Oh strange, they must enable it by default... I'll take a look soon and see if it can be disabled.

Thanks for the report!

dimitribellini commented 1 month ago

Oh strange, they must enable it by default... I'll take a look soon and see if it can be disabled.

Thanks for the report!

Thanks so much!!! I'm very happy to be useful :-)

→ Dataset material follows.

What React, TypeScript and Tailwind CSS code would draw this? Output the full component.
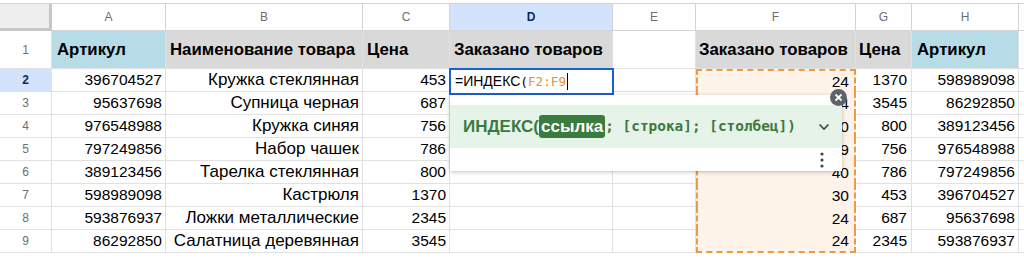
import React from 'react';

const cols = ['A', 'B', 'C', 'D', 'E', 'F', 'G', 'H'];

const rows = [
  { n: 2, a: '396704527', b: 'Кружка стеклянная', c: '453', f: '24', g: '1370', h: '598989098' },
  { n: 3, a: '95637698', b: 'Супница черная', c: '687', f: '34', g: '3545', h: '86292850' },
  { n: 4, a: '976548988', b: 'Кружка синяя', c: '756', f: '20', g: '800', h: '389123456' },
  { n: 5, a: '797249856', b: 'Набор чашек', c: '786', f: '19', g: '756', h: '976548988' },
  { n: 6, a: '389123456', b: 'Тарелка стеклянная', c: '800', f: '40', g: '786', h: '797249856' },
  { n: 7, a: '598989098', b: 'Кастрюля', c: '1370', f: '30', g: '453', h: '396704527' },
  { n: 8, a: '593876937', b: 'Ложки металлические', c: '2345', f: '24', g: '687', h: '95637698' },
  { n: 9, a: '86292850', b: 'Салатница деревянная', c: '3545', f: '24', g: '2345', h: '593876937' },
];

const line = 'border-r border-b border-[#e1e1e1]';
const head = `${line} font-bold text-[16.8px] flex items-center whitespace-nowrap overflow-hidden`;
const mono = { fontFamily: '"DejaVu Sans Mono", monospace' };

const Num: React.FC<{ children?: React.ReactNode; className?: string }> = ({ children, className = '' }) => (
  <div className={`${line} flex items-center justify-end pr-[3px] whitespace-nowrap overflow-hidden ${className}`}>
    {children}
  </div>
);

const App: React.FC = () => {
  return (
    <div
      className="relative w-[1024px] h-[258px] overflow-hidden bg-white pt-[3px] text-[15.5px] text-black"
      style={{ fontFamily: '"Liberation Sans", Arial, sans-serif' }}
    >
      <div className="grid grid-cols-[52px_114px_197px_87px_163px_83px_160px_56px_107px_5px] grid-rows-[27px_38px_repeat(9,23px)] border-t border-[#d4d4d4]">
        {/* column headers */}
        <div className="bg-[#eeeeee] border-r-[3px] border-b-[3px] border-[#c7c7c7]" />
        {cols.map((c) => (
          <div
            key={c}
            className={`flex items-center justify-center text-[12px] border-r border-b border-[#d4d4d4] ${
              c === 'D' ? 'bg-[#d3e3fd] text-[#0b2a5c] font-bold' : 'bg-white text-[#6b6f73]'
            }`}
          >
            {c}
          </div>
        ))}
        <div className="border-b border-[#d4d4d4]" />

        {/* row 1 */}
        <div className={`${line} flex items-center justify-center text-[12px] text-[#6b6f73]`}>1</div>
        <div className={`${head} bg-[#b5dce7] pl-[5px]`}>Артикул</div>
        <div className={`${head} bg-[#d9d9d9] pl-[4px]`}>Наименование товара</div>
        <div className={`${head} bg-[#d9d9d9] pl-[4px]`}>Цена</div>
        <div className={`${head} bg-[#d9d9d9] pl-[4px]`}>Заказано товаров</div>
        <div className={line} />
        <div className={`${head} bg-[#d9d9d9] pl-[3px]`}>Заказано товаров</div>
        <div className={`${head} bg-[#d9d9d9] pl-[3px]`}>Цена</div>
        <div className={`${head} bg-[#b5dce7] pl-[5px]`}>Артикул</div>
        <div className="border-b border-[#e1e1e1]" />

        {/* data rows */}
        {rows.map((r, i) => (
          <React.Fragment key={r.n}>
            <div
              className={`${line} flex items-center justify-center text-[12px] ${
                r.n === 2 ? 'bg-[#d3e3fd] text-[#0b2a5c] font-bold' : 'text-[#6b6f73]'
              }`}
            >
              {r.n}
            </div>
            <Num>{r.a}</Num>
            <Num className="text-[17px]">{r.b}</Num>
            <Num>{r.c}</Num>
            {r.n === 2 ? (
              <div className={`${line} relative`}>
                <div className="absolute -left-px -top-px w-[165px] h-[27px] border-2 border-[#1a5fd6] bg-white flex items-center pl-[4px] whitespace-nowrap">
                  <span className="text-[14px]">=ИНДЕКС</span>
                  <span className="text-[12.7px]" style={mono}>(</span>
                  <span className="text-[#e8912d] text-[12.7px]" style={mono}>
                    F2:F9
                  </span>
                  <span className="w-px h-[17px] bg-black ml-px" />
                </div>
              </div>
            ) : (
              <div className={line} />
            )}
            <div className={line} />
            <div
              className={`flex items-center justify-end pr-[5px] bg-[#fdf3e8] border-x-2 border-dashed border-[#eb9b45] ${
                i === 0 ? 'border-t-2' : ''
              } ${i === rows.length - 1 ? 'border-b-2' : ''}`}
            >
              {r.f}
            </div>
            <Num className="pr-[4px]">{r.g}</Num>
            <Num className="pr-0">{r.h}</Num>
            <div className="border-b border-[#e1e1e1]" />
          </React.Fragment>
        ))}
      </div>

      {/* formula hint popup */}
      <div className="absolute left-[450px] top-[95px] w-[392px] h-[76px] bg-white shadow-[0_1px_4px_rgba(0,0,0,0.25)] flex flex-col">
        <div className="mt-[10px] h-[43px] bg-[#e6f3e8] flex items-center pl-[13px] pr-[12px] text-[#3b7a3f] font-bold whitespace-nowrap">
          <span className="text-[17px]">ИНДЕКС(</span>
          <span className="text-[17px] bg-[#3a7c3d] text-white rounded-[3px] px-[2px] leading-[23px]">ссылка</span>
          <span className="text-[14.4px]" style={mono}>
            ; [строка]; [столбец])
          </span>
          <svg className="ml-auto" width="12" height="8" viewBox="0 0 12 8">
            <path d="M1.5 1.5 L6 6 L10.5 1.5" fill="none" stroke="#444" strokeWidth="1.6" />
          </svg>
        </div>
        <div className="flex-1 flex items-center justify-end pr-[18px]">
          <svg width="4" height="16" viewBox="0 0 4 16">
            <circle cx="2" cy="2" r="1.6" fill="#444" />
            <circle cx="2" cy="8" r="1.6" fill="#444" />
            <circle cx="2" cy="14" r="1.6" fill="#444" />
          </svg>
        </div>
      </div>
      <div className="absolute left-[830px] top-[89px] w-[17px] h-[17px] rounded-full bg-[#5f6368] flex items-center justify-center">
        <svg width="9" height="9" viewBox="0 0 9 9">
          <path d="M1.5 1.5 L7.5 7.5 M7.5 1.5 L1.5 7.5" stroke="#fff" strokeWidth="1.8" />
        </svg>
      </div>
    </div>
  );
};

export default App;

dimitribellini commented 1 month ago

@matatonic Hi see a new release, have you find a soluion for FlashAttention? Thanks so much

matatonic commented 1 month ago

Not yet sorry, been busy.

dimitribellini commented 1 month ago

yeah I can understand! Don't worry :-) Keep in mind, I would like to make a video on my YT channel to present your solution, because I think it's great :-)

Thanks so much

matatonic commented 2 weeks ago

I don't have a good way to test this, but based on the config.json file for OpenGVLab/InternVL2-1B you may be able to disable flash_attn there.

{
...
  "vision_config": {
    ...
    "use_flash_attn": false
  }
}

Now, this is not really advisable, and essentially corrupts the huggingface data, but this may work:

edit hf_home/hub/models--OpenGVLab--InternVL2-1B/snapshots/b631bf72a9a7aaf1329d3c523ea00df2854e2163/config.json

(or the latest snapshot folder)

matatonic commented 5 days ago

Just to add an update, I've tried changing the config.json to disable flash_attn and also disable bfloat16 but it didn't work. Without changing their code, it looks like InternVL2 requires Ampere (CUDA 8.0) or greater.